Of course the key range could be much bigger \(\log_r n\) bits is merely the best case possible for \(n\) distinct values. Thus, the \(\log_r n\) estimate for \(k\) could be overly optimistic. The bottom line of this analysis is that, for the general case of \(n\) distinct key values, Radix Sort is at best a \(\Omega(n \log n)\) sorting algorithm.
Radix Sort’s running time can be much improved (by a constant factor)
if we make base \(r\) be as large as possible.
This is simplest if we think about integer key values.
Set \(r = 2^i\) for some \(i\).
In other words, the value of \(r\) is related to the
number of bits of the key processed on each pass.
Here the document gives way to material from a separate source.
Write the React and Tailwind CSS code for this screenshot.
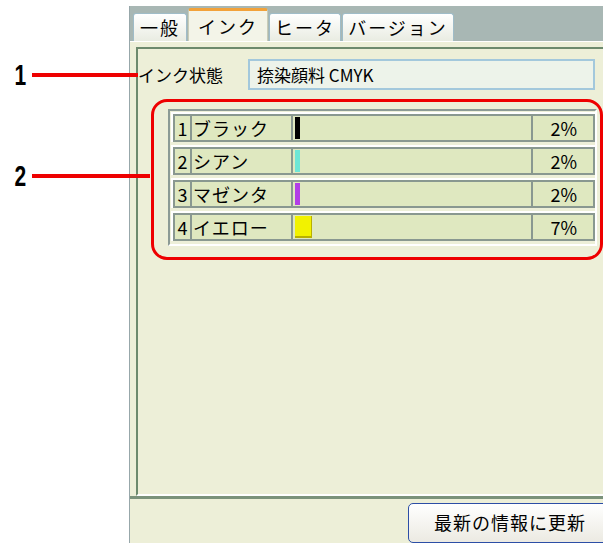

Each time the number of bits is doubled, the number of passes is cut
in half.
When processing an integer key value, setting \(r = 256\) allows
the key to be processed one byte at a time.
Processing a 32-bit integer key requires only four passes.
It is not unreasonable on most computers to use
\(r = 2^{16} = 64\mbox{K}\), resulting in only two passes for a
32-bit key.
Of course, this requires a count
array of size 64K.
Performance will be good
only if the number of records is about 64K or greater.
In other words, the number of records must be large compared to the
key size for Radix Sort to be efficient.
In many sorting applications, Radix Sort can be tuned in this way to
give better performance.
Radix Sort depends on the ability to make a fixed number of multiway choices based on a digit value, as well as random access to the bins. Thus, Radix Sort might be difficult to implement for certain key types. For example, if the keys are real numbers or arbitrary length strings, then some care will be necessary in implementation. In particular, Radix Sort will need to be careful about deciding when the “last digit” has been found to distinguish among real numbers, or the last character in variable length strings. Implementing the concept of Radix Sort with the alphabet trie data structure is most appropriate for these situations.